Material supplied:

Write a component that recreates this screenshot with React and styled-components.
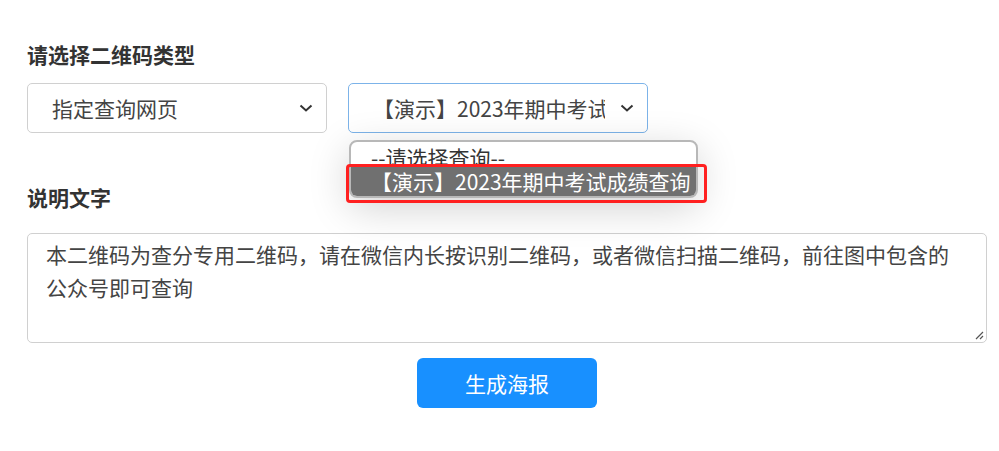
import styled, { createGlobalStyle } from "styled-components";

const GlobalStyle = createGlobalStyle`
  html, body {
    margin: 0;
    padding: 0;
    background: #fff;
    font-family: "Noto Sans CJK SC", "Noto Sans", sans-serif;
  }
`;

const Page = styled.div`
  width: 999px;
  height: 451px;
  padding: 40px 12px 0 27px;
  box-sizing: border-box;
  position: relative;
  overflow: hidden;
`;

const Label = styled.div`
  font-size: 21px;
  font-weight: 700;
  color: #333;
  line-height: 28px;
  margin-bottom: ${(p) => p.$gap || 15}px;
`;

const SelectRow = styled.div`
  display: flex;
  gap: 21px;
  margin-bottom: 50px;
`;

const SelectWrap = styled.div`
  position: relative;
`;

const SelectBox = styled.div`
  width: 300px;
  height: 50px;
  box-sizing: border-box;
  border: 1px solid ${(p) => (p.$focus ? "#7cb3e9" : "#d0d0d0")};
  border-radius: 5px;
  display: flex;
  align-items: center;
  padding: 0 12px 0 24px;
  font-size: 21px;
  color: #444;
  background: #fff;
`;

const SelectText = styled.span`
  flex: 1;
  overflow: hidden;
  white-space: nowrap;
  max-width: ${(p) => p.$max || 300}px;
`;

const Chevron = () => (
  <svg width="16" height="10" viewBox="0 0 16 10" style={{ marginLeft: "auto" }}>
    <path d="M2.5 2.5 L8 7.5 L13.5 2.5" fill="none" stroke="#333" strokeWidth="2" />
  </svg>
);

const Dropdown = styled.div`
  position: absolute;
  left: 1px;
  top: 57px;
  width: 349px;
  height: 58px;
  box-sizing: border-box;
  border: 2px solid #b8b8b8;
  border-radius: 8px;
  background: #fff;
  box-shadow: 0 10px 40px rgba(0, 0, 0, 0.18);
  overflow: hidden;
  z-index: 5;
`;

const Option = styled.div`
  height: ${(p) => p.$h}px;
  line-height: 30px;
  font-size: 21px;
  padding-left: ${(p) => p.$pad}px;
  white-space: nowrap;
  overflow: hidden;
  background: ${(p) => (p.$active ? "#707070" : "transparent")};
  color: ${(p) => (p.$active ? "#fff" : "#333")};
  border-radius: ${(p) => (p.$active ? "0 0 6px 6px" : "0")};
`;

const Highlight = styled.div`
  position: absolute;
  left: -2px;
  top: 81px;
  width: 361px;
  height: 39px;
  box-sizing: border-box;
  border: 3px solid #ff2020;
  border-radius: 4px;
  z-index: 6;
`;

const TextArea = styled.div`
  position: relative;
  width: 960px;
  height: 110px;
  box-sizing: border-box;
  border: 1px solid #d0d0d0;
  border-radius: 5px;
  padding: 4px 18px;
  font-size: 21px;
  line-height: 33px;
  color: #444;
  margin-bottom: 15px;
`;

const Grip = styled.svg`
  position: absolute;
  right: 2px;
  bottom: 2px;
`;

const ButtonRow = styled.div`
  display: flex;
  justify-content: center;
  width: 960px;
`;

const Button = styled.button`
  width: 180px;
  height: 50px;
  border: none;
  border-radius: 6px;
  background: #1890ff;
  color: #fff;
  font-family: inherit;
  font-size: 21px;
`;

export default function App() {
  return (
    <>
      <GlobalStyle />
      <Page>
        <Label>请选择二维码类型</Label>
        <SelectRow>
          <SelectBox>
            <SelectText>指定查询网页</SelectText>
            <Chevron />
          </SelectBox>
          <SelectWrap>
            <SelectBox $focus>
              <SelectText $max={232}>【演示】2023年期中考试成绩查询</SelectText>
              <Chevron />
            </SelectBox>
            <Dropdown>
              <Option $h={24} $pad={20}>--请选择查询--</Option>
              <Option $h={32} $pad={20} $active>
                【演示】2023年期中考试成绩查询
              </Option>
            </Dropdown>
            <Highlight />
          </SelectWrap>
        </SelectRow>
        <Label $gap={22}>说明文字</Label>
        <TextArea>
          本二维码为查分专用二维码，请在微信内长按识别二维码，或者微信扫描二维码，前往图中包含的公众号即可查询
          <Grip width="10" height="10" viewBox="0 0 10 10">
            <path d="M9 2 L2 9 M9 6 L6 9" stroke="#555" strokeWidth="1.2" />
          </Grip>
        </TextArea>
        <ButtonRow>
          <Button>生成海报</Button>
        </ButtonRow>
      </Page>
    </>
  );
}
* * *
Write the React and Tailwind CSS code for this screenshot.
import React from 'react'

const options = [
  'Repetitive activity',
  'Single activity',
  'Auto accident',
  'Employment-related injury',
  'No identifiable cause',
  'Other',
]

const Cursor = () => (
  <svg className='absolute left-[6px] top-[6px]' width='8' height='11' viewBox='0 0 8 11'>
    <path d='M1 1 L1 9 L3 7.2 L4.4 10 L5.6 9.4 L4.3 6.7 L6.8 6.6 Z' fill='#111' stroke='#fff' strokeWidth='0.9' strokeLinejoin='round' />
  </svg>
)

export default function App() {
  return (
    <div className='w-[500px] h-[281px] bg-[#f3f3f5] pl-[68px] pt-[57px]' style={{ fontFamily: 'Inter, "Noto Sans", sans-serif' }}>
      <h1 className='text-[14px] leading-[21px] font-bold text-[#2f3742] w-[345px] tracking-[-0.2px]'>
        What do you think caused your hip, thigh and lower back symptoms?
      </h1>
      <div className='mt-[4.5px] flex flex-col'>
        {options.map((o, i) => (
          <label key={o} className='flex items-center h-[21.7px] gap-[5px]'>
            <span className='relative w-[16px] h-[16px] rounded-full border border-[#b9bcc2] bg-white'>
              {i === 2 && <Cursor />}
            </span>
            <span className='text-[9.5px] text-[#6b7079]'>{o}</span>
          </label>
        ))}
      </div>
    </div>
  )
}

Your task: Gather up, from the records above, each line where the word "Write" appears.

Reply to the exercise:
Write a component that recreates this screenshot with React and styled-components.
Write the React and Tailwind CSS code for this screenshot.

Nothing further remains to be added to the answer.